Вот это ощущение трагизма обычного человеческого земного существования и является, с моей точки зрения, главным в творчестве Гумилева; более того, оно-то и роднит его с эпохой, в которую он жил и творил. Трудно сказать, рождено ли это ощущение «провидческим» даром Гумилева, как считала Ахматова, или здесь сказалась общая неспокойная атмосфера начала века. Я думаю, что второе больше соответствует действительности. Сам Гумилев всячески хотел бы вывести свое искусство за пределы какой бы то ни было эпохи, представить свои творческие удачи как нечто вневременное, как искусство вообще. Объективности ради признаем, что он не слишком преуспел в этом стремлении. На счет этого стремления следует отнести известную картонность многих героев Гумилева, искусственность художественных ситуаций, банальность некоторых теоретических (искусствоведческих) суждений. Это как раз то, чем мстит художнику любая эпоха за небрежение ею. Клеймо отмщения Гумилев нес в течение всей жизни. Хотя и ему – как и никому другому – не было суждено выйти за пределы времени. Он вписан в него прочно и навечно, вписан вопреки своему желанию.
Ахматова усмотрела «провидческие» мотивы в стихотворении «Звездный ужас»:
Горе! Горе! Страх, петля и яма
Для того, кто на земле родился,
Потому что столькими очами
На него взирает с неба черный
И его высматривает тайны.
. . . . . . . . . . .
Горе! Горе! Страх, петля и яма
Для того, кто на земле родился72.
В поэзии (и в пьесах) Гумилева постоянно перемежаются чувство абсолютной неподвластности человека обстоятельствам с чувством обреченности, гибели, трагичного исхода. Желая преодолеть время, Гумилев не может не впитывать его атмосферу всеми порами. Исторический вакуум еще не формировал ни одного подлинного художника. Гумилев не избежал этой участи – даже в глубоко личных, интимных его произведениях чувство сопряженности с эпохой, катастрофической, чреватой взрывами, этой катастрофичностью формирующей человека, оказывается если не главным, то весьма существенным.

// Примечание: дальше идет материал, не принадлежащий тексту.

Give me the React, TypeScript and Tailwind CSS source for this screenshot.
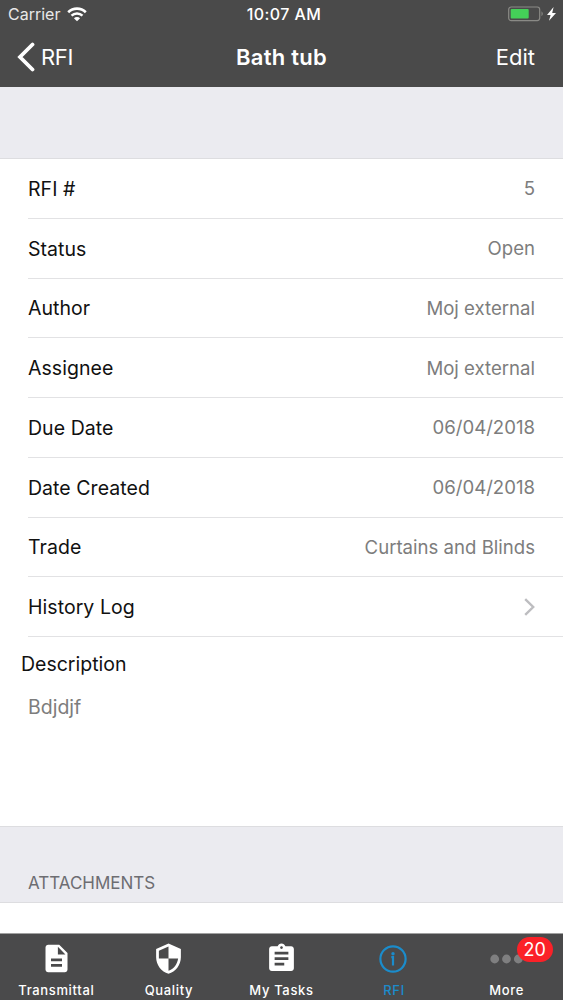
import type { ReactNode } from "react";
import { MdAssignment, MdDescription, MdSecurity } from "react-icons/md";

const rows = [
  { label: "RFI #", value: "5" },
  { label: "Status", value: "Open" },
  { label: "Author", value: "Moj external" },
  { label: "Assignee", value: "Moj external" },
  { label: "Due Date", value: "06/04/2018" },
  { label: "Date Created", value: "06/04/2018" },
  { label: "Trade", value: "Curtains and Blinds" },
  { label: "History Log" },
];

function StatusBar() {
  return (
    <div className="grid h-[28px] grid-cols-3 items-center text-[16px] text-[#e8e8e8]">
      <div className="flex items-center gap-[7px] pl-[8px]">
        <span>Carrier</span>
        <svg width="20" height="15" viewBox="0 0 20 15" fill="none" stroke="#fff">
          <path d="M1.2 5.2a12.6 12.6 0 0 1 17.6 0" strokeWidth="2.6" />
          <path d="M4.5 8.7a7.8 7.8 0 0 1 11 0" strokeWidth="2.4" />
          <path d="M10 14.2 6.9 11.2a4.4 4.4 0 0 1 6.2 0z" fill="#fff" stroke="none" />
        </svg>
      </div>
      <span className="pl-[5px] text-center font-medium tracking-[0.4px] text-white">
        10:07 AM
      </span>
      <div className="flex justify-end pr-[5px]">
        <svg width="50" height="16" viewBox="0 0 50 16">
          <rect x=".7" y="1" width="31" height="13.6" rx="2.5" fill="none" stroke="#8a8a86" strokeWidth="1.2" />
          <rect x="2.7" y="3" width="18" height="9.6" rx="1" fill="#44d058" />
          <path d="M33.5 5.3q2.6 2.5 0 5z" fill="#8a8a86" />
          <path d="M45.6 1 39 9h3.6L41 14.8 48 7h-3.8z" fill="#fff" />
        </svg>
      </div>
    </div>
  );
}

function NavBar() {
  return (
    <div className="grid h-[58px] grid-cols-3 items-center text-[22px] text-white">
      <div className="flex items-center gap-[6px] pl-[17px]">
        <svg width="18" height="30" viewBox="0 0 18 30" fill="none" stroke="#fff" strokeWidth="3.8">
          <path d="M15.5 2.5 3 15l12.5 12.5" strokeLinecap="round" />
        </svg>
        <span className="tracking-[-0.3px]">RFI</span>
      </div>
      <span className="text-center font-semibold tracking-[0.25px]">Bath tub</span>
      <span className="pr-[28px] text-right">Edit</span>
    </div>
  );
}

function Tab({
  label,
  active = false,
  children,
}: {
  label: string;
  active?: boolean;
  children: ReactNode;
}) {
  return (
    <div
      className={`flex flex-1 flex-col items-center pt-[8px] ${
        active ? "text-[#1b8ccb]" : "text-white"
      }`}
    >
      <div className="relative flex h-[33px] items-center">{children}</div>
      <span className="mt-[6px] text-[13px] leading-[18px] font-medium tracking-[0.65px]">
        {label}
      </span>
    </div>
  );
}

export default function App() {
  return (
    <div className="flex h-[1000px] w-[563px] flex-col overflow-hidden bg-white font-['Inter',sans-serif]">
      <header className="h-[87px] bg-[#4a4a4a]">
        <StatusBar />
        <NavBar />
      </header>

      <div className="h-[72px] border-b border-[#dddde0] bg-[#ebebf0]" />

      {/* Details */}
      <ul className="pl-[28px]">
        {rows.map((row) => (
          <li
            key={row.label}
            className="flex h-[59.75px] items-center justify-between border-b border-[#e2e2e4] pt-[2px] pr-[28px] text-[19.5px]"
          >
            <span className="tracking-[0.05px] text-[#111]">{row.label}</span>
            {row.value ? (
              <span className="text-[18.6px] text-[#7d7d7d]">{row.value}</span>
            ) : (
              <svg className="-mt-[2px]" width="11" height="18" viewBox="0 0 11 18" fill="none" stroke="#bdbdc0" strokeWidth="2.4">
                <path d="m1.2 1.2 8 7.8-8 7.8" />
              </svg>
            )}
          </li>
        ))}
      </ul>

      {/* Description */}
      <section className="h-[189px] pt-[13px] text-[19.5px] leading-[28px]">
        <h2 className="pl-[21px] text-[#111]">Description</h2>
        <p className="mt-[15px] pl-[28px] text-[#7d7d7d]">Bdjdjf</p>
      </section>

      <div className="flex h-[77px] items-end border-y border-[#dddde0] bg-[#ebebf0] pb-[7px] pl-[28px] text-[17px] leading-[24px] text-[#6d6d72]">
        ATTACHMENTS
      </div>

      <div className="flex-1" />

      <nav className="flex h-[67px] border-t border-[#a0a0a0] bg-[#4a4a4b]">
        <Tab label="Transmittal">
          <MdDescription size={33} />
        </Tab>
        <Tab label="Quality">
          <MdSecurity size={33} />
        </Tab>
        <Tab label="My Tasks">
          <MdAssignment size={33} />
        </Tab>
        <Tab label="RFI" active>
          <svg className="-ml-[2px]" width="28" height="28" viewBox="0 0 28 28" fill="none" stroke="currentColor" strokeWidth="2.2">
            <circle cx="14" cy="14" r="12.6" />
            <circle cx="14" cy="8.7" r="1.7" fill="currentColor" stroke="none" />
            <path d="M12.3 12.2H14v8.3" />
          </svg>
        </Tab>
        <Tab label="More">
          <svg className="-ml-[1px]" width="33" height="10" viewBox="0 0 33 10" fill="#7f7f80">
            <circle cx="4.7" cy="5" r="4.4" />
            <circle cx="16.5" cy="5" r="4.4" />
            <circle cx="28.3" cy="5" r="4.4" />
          </svg>
          <span className="absolute -top-[5px] left-[26px] flex h-[25px] w-[36px] items-center justify-center rounded-full bg-[#fb2128] text-[18px]">
            20
          </span>
        </Tab>
      </nav>
    </div>
  );
}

Глубоким мужским трагизмом веет, например, от стихотворения «У камина», в основе которого лежит банальный любовный конфликт. Как подлинный поэт-романтик, причем в несложном, общепринятом понимании слова, Гумилев не перестает любоваться героизмом прошлых веков, рыцарскими турнирами, любовными драмами. Но и тут слишком редки случаи, когда герой, даже уж совсем театральный, выходит из столкновения победителем. Мир для него – «царство вечной пустоты», в котором нескончаемо совершается и царит трагедия взаимного людского непонимания и гибели. Гибнет певец в «Песне о певце и короле»; стихотворение «Мне снилось…» начинается знаменательной строкой: «Мне снилось: мы умерли оба»; в стихотворении «Одержимый» герой-рыцарь сетует:
На полном, бешеном галопе
Я буду выбит из седла…
Влюбленный в царицу жрец представляет мысленно свой конец:
Толпа рабов ко мне метнулась,
Теснясь, волнуясь и крича.
И ты лениво улыбнулась
Стальной секире палача.
«Ты подаришь мне смертную дрожь», – признается герой другого стихотворения. А в блистательном стихотворении «Орел», одном из наиболее совершенных в русской поэзии начала века, построенном по типу горьковской аллегории о Соколе, Орел совершает свой великий подвиг, устремляясь «все выше и вперед к Престолу Сил сквозь звездные преддверья», и гибнет, «задохнувшись от блаженства». Он преодолел всё, вплоть до земного тяготения, ибо его «зачаровала вышина и властно превратила сердце в солнце» (тоже фольклорно-романтический мотив). Но вынести открывшееся ему он оказался не в состоянии:
Лучами был пронизан небосвод,
Божественно-холодными лучами,
Не зная тленья, он летел вперед,
Смотрел на звезды мертвыми очами.
Не раз в бездонность рушились миры,
Не раз труба архангела трубила,
Но не была добычей для игры
Его великолепная могила.
Так, после знаменитого топора Достоевского, появился в русской литературе еще один своеобразный «спутник» Земли; смерть ознаменовала торжество неостановимого стремления человека вырваться за пределы земной обыденности (это качество миросозерцания Гумилева, безусловно, сыграло свою роль в том расположении Горького, которым он пользовался).